# start of RECORDS PROVIDED
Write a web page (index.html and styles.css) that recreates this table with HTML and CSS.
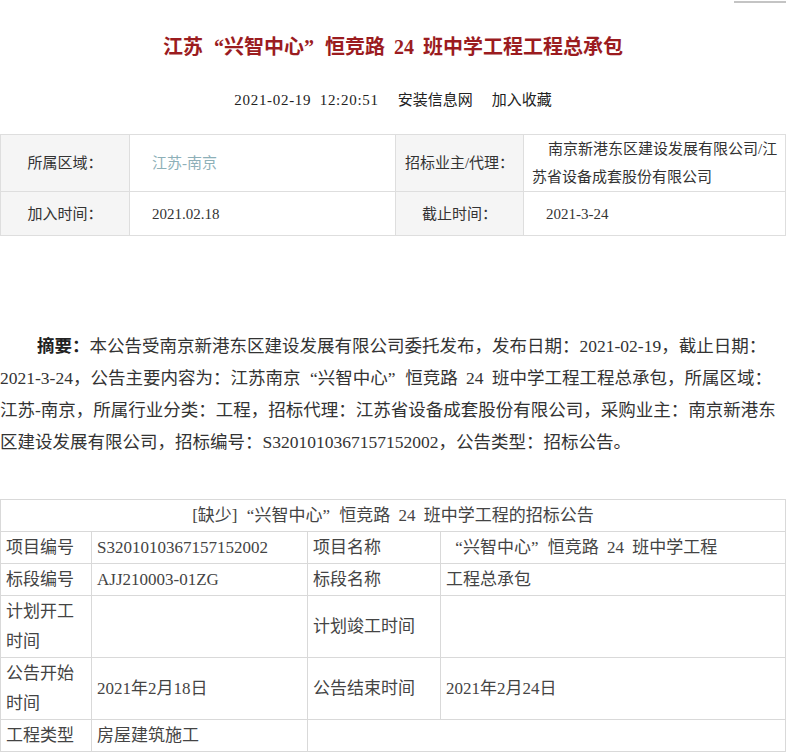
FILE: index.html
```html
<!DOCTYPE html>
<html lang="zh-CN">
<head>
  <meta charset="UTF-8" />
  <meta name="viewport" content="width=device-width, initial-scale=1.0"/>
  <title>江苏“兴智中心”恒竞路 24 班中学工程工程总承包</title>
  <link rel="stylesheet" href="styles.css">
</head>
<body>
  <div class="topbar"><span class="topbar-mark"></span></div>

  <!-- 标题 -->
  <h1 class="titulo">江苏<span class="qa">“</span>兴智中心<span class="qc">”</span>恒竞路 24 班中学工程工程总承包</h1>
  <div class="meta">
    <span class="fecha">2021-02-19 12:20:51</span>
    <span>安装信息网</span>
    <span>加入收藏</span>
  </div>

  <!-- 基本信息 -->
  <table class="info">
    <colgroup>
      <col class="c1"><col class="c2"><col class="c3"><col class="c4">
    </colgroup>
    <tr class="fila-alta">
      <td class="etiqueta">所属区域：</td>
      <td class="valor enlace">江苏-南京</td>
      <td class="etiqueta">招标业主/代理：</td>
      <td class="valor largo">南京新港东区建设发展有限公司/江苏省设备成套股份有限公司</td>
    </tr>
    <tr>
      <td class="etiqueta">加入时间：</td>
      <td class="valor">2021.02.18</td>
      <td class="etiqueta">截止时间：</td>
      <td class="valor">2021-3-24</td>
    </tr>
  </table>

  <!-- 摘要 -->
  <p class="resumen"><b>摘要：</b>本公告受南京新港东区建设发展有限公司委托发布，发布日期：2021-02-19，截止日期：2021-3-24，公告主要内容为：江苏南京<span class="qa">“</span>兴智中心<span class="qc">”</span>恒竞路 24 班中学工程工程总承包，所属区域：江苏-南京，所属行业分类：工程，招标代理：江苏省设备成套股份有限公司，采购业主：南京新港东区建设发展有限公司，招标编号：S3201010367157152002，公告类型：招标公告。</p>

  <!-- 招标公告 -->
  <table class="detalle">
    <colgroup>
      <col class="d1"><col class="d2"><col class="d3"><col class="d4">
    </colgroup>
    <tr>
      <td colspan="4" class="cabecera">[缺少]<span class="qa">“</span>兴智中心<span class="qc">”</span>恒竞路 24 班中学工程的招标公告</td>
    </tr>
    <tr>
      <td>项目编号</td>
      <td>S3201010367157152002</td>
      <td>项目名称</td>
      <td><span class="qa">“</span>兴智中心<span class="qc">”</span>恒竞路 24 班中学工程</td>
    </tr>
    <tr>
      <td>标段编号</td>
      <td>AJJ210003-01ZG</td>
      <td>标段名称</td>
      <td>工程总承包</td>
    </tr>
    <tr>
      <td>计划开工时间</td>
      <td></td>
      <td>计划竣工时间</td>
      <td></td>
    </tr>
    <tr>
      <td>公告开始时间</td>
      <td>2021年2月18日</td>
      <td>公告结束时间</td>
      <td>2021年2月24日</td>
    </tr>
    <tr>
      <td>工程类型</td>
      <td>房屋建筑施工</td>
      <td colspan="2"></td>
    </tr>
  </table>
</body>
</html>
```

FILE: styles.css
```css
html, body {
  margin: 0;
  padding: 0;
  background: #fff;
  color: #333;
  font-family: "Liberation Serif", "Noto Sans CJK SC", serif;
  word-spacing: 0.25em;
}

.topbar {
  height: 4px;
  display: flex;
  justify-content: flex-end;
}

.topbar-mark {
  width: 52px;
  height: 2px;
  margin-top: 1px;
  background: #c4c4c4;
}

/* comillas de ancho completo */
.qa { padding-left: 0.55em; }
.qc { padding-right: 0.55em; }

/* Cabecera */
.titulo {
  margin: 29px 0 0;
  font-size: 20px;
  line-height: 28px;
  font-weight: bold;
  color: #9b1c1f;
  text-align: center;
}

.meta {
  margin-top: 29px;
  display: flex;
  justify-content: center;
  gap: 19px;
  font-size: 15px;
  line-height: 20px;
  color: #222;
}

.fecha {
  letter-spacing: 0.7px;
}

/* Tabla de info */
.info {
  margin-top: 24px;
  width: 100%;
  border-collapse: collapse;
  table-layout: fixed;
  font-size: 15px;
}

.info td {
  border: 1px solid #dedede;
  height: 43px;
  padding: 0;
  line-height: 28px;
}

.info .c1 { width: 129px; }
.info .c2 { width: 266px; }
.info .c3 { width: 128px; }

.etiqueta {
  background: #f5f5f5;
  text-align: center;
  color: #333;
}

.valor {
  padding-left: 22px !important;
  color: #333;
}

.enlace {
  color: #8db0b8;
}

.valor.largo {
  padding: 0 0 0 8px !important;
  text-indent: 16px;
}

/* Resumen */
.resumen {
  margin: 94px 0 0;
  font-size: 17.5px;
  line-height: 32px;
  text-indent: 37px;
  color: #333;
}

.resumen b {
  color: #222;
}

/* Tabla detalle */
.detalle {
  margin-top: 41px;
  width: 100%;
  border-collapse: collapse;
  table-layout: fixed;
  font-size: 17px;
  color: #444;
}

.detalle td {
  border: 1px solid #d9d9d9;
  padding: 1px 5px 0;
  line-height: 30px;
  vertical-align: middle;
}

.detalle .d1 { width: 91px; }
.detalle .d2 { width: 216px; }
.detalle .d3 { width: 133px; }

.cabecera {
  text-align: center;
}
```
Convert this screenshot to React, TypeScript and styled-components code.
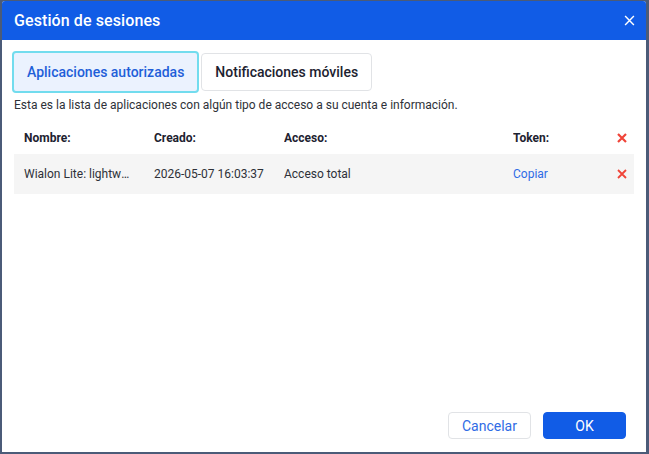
# end of RECORDS PROVIDED
## GOAL OF THE EXERCISE
Copy every record above exactly as written, but leave out the pictures.

## EXPECTED ANSWER
Write a web page (index.html and styles.css) that recreates this table with HTML and CSS.
FILE: index.html
```html
<!DOCTYPE html>
<html lang="zh-CN">
<head>
  <meta charset="UTF-8" />
  <meta name="viewport" content="width=device-width, initial-scale=1.0"/>
  <title>江苏“兴智中心”恒竞路 24 班中学工程工程总承包</title>
  <link rel="stylesheet" href="styles.css">
</head>
<body>
  <div class="topbar"><span class="topbar-mark"></span></div>

  <!-- 标题 -->
  <h1 class="titulo">江苏<span class="qa">“</span>兴智中心<span class="qc">”</span>恒竞路 24 班中学工程工程总承包</h1>
  <div class="meta">
    <span class="fecha">2021-02-19 12:20:51</span>
    <span>安装信息网</span>
    <span>加入收藏</span>
  </div>

  <!-- 基本信息 -->
  <table class="info">
    <colgroup>
      <col class="c1"><col class="c2"><col class="c3"><col class="c4">
    </colgroup>
    <tr class="fila-alta">
      <td class="etiqueta">所属区域：</td>
      <td class="valor enlace">江苏-南京</td>
      <td class="etiqueta">招标业主/代理：</td>
      <td class="valor largo">南京新港东区建设发展有限公司/江苏省设备成套股份有限公司</td>
    </tr>
    <tr>
      <td class="etiqueta">加入时间：</td>
      <td class="valor">2021.02.18</td>
      <td class="etiqueta">截止时间：</td>
      <td class="valor">2021-3-24</td>
    </tr>
  </table>

  <!-- 摘要 -->
  <p class="resumen"><b>摘要：</b>本公告受南京新港东区建设发展有限公司委托发布，发布日期：2021-02-19，截止日期：2021-3-24，公告主要内容为：江苏南京<span class="qa">“</span>兴智中心<span class="qc">”</span>恒竞路 24 班中学工程工程总承包，所属区域：江苏-南京，所属行业分类：工程，招标代理：江苏省设备成套股份有限公司，采购业主：南京新港东区建设发展有限公司，招标编号：S3201010367157152002，公告类型：招标公告。</p>

  <!-- 招标公告 -->
  <table class="detalle">
    <colgroup>
      <col class="d1"><col class="d2"><col class="d3"><col class="d4">
    </colgroup>
    <tr>
      <td colspan="4" class="cabecera">[缺少]<span class="qa">“</span>兴智中心<span class="qc">”</span>恒竞路 24 班中学工程的招标公告</td>
    </tr>
    <tr>
      <td>项目编号</td>
      <td>S3201010367157152002</td>
      <td>项目名称</td>
      <td><span class="qa">“</span>兴智中心<span class="qc">”</span>恒竞路 24 班中学工程</td>
    </tr>
    <tr>
      <td>标段编号</td>
      <td>AJJ210003-01ZG</td>
      <td>标段名称</td>
      <td>工程总承包</td>
    </tr>
    <tr>
      <td>计划开工时间</td>
      <td></td>
      <td>计划竣工时间</td>
      <td></td>
    </tr>
    <tr>
      <td>公告开始时间</td>
      <td>2021年2月18日</td>
      <td>公告结束时间</td>
      <td>2021年2月24日</td>
    </tr>
    <tr>
      <td>工程类型</td>
      <td>房屋建筑施工</td>
      <td colspan="2"></td>
    </tr>
  </table>
</body>
</html>
```

FILE: styles.css
```css
html, body {
  margin: 0;
  padding: 0;
  background: #fff;
  color: #333;
  font-family: "Liberation Serif", "Noto Sans CJK SC", serif;
  word-spacing: 0.25em;
}

.topbar {
  height: 4px;
  display: flex;
  justify-content: flex-end;
}

.topbar-mark {
  width: 52px;
  height: 2px;
  margin-top: 1px;
  background: #c4c4c4;
}

/* comillas de ancho completo */
.qa { padding-left: 0.55em; }
.qc { padding-right: 0.55em; }

/* Cabecera */
.titulo {
  margin: 29px 0 0;
  font-size: 20px;
  line-height: 28px;
  font-weight: bold;
  color: #9b1c1f;
  text-align: center;
}

.meta {
  margin-top: 29px;
  display: flex;
  justify-content: center;
  gap: 19px;
  font-size: 15px;
  line-height: 20px;
  color: #222;
}

.fecha {
  letter-spacing: 0.7px;
}

/* Tabla de info */
.info {
  margin-top: 24px;
  width: 100%;
  border-collapse: collapse;
  table-layout: fixed;
  font-size: 15px;
}

.info td {
  border: 1px solid #dedede;
  height: 43px;
  padding: 0;
  line-height: 28px;
}

.info .c1 { width: 129px; }
.info .c2 { width: 266px; }
.info .c3 { width: 128px; }

.etiqueta {
  background: #f5f5f5;
  text-align: center;
  color: #333;
}

.valor {
  padding-left: 22px !important;
  color: #333;
}

.enlace {
  color: #8db0b8;
}

.valor.largo {
  padding: 0 0 0 8px !important;
  text-indent: 16px;
}

/* Resumen */
.resumen {
  margin: 94px 0 0;
  font-size: 17.5px;
  line-height: 32px;
  text-indent: 37px;
  color: #333;
}

.resumen b {
  color: #222;
}

/* Tabla detalle */
.detalle {
  margin-top: 41px;
  width: 100%;
  border-collapse: collapse;
  table-layout: fixed;
  font-size: 17px;
  color: #444;
}

.detalle td {
  border: 1px solid #d9d9d9;
  padding: 1px 5px 0;
  line-height: 30px;
  vertical-align: middle;
}

.detalle .d1 { width: 91px; }
.detalle .d2 { width: 216px; }
.detalle .d3 { width: 133px; }

.cabecera {
  text-align: center;
}
```
Convert this screenshot to React, TypeScript and styled-components code.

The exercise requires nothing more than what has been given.